I haven’t delved so deep into dl4j before – could you please advise on how to input image formats to the model?

@mdebeer much appreciated and I am glad you had time to give some feedback. Could you give me a copy of the onnx model? I can see if there is potentially a bug to fix. I’ve mainly tested on main stream cnn architectures and have not seen this before. Either way, a better error message should be in order there.

From the looks of it, the error is here: deeplearning4j/OnnxIRGraph.kt at master · eclipse/deeplearning4j · GitHub

When looking at that that means there is a null name in the input. Ideally, all graphs should have inputs or placeholders. There maybe additional manipulation we need to do to the model itself.
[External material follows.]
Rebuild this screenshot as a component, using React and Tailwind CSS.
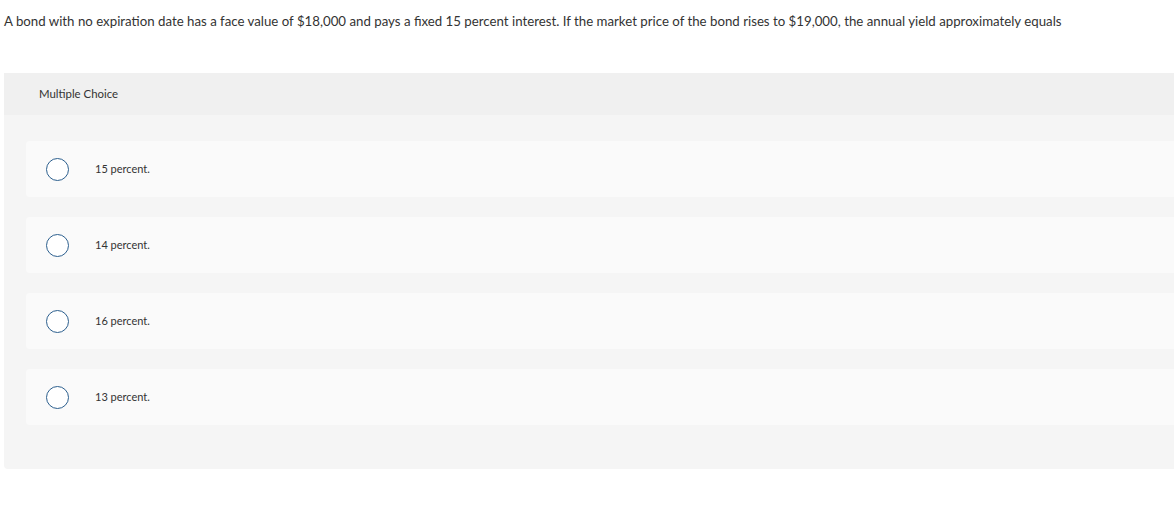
const options = ['15 percent.', '14 percent.', '16 percent.', '13 percent.'];

export default function App() {
  return (
    <div className="min-h-[519px] bg-white text-[#333] font-['Lato','Open_Sans',sans-serif]">
      {/* Question */}
      <p className="pl-1 pt-[13px] text-[13.25px] leading-[16px] text-[#333]">
        A bond with no expiration date has a face value of $18,000 and pays a fixed 15 percent interest. If the market price of the bond rises to $19,000, the annual yield approximately equals
      </p>

      {/* Answer panel */}
      <div className="ml-1 mt-[44px] rounded-bl bg-[#f5f5f5]">
        <div className="h-[42px] flex items-center pl-[35px] bg-[#f0f0f0] text-[11.4px] text-[#333]">
          Multiple Choice
        </div>
        <div className="flex flex-col gap-5 pl-[22px] pt-[26px] pb-[44px]">
          {options.map((o) => (
            <div key={o} className="h-14 flex items-center rounded-l bg-[#fafafa]">
              <span className="ml-5 w-[23px] h-[23px] rounded-full border-[1.5px] border-[#2c5f8e] bg-white" />
              <span className="ml-[26px] text-[11px] text-[#333]">{o}</span>
            </div>
          ))}
        </div>
      </div>
    </div>
  );
}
That would make sense if the input names are missing… I noticed that in the torch model exporter, there are arguments to specify names for input/output nodes.
For interest, here’s the torch.onnx.export definition:

def export(model, args, f, export_params=True, verbose=False, training=TrainingMode.EVAL,
           input_names=None, output_names=None, aten=False, export_raw_ir=False,
           operator_export_type=None, opset_version=None, _retain_param_name=True,
           do_constant_folding=True, example_outputs=None, strip_doc_string=True,
           dynamic_axes=None, keep_initializers_as_inputs=None, custom_opsets=None,
           enable_onnx_checker=True, use_external_data_format=False)

Those name arguments default to None, and using the Detectron exporter api, it does not take arguments for those fields. So one possibility is to manually pass node names to the torch exporter, and see if that makes a difference with the model import. I’ll see if I can test that quickly.

I’m uploading the ONNX model to Dropbox (430MB) for you to check out – I’ll send a message to you with the share link.

@mdebeer could you send a png of the model rendered in netron or the model itself so I can explore this? Thanks!

Perfect, png is way better. Model upload was getting stuck.
Image is too large to upload here, so here’s a dropbox link.

It does appear to have a named input node. Here’s closeup of input model properties:

@mdebeer that’s interesting…so there is an input there but we’re not picking that up. That confirms my worst fears. I know I’m being a pain here, but now I want that model even more. Even if it is a pain, I think it will save us both time to let me just use what you have now. Let me DM you to coordinate a way that works for both of us.

Great, I’ll send it through now. Not a pain at all, I really appreciate the prompt feedback and assistance.

@mdebeer thanks for the model, I’ll implement a workaround. Onnx is exporting an op called AliasWithName which is not even a valid op in the onnx spec:

Other people are facing the same issue apparently: "AliasWithName is not a registered function/op" when run converted onnx model · Issue #1868 · facebookresearch/detectron2 · GitHub
I also fixed the opaque error so this will be more obvious in the future. Thanks!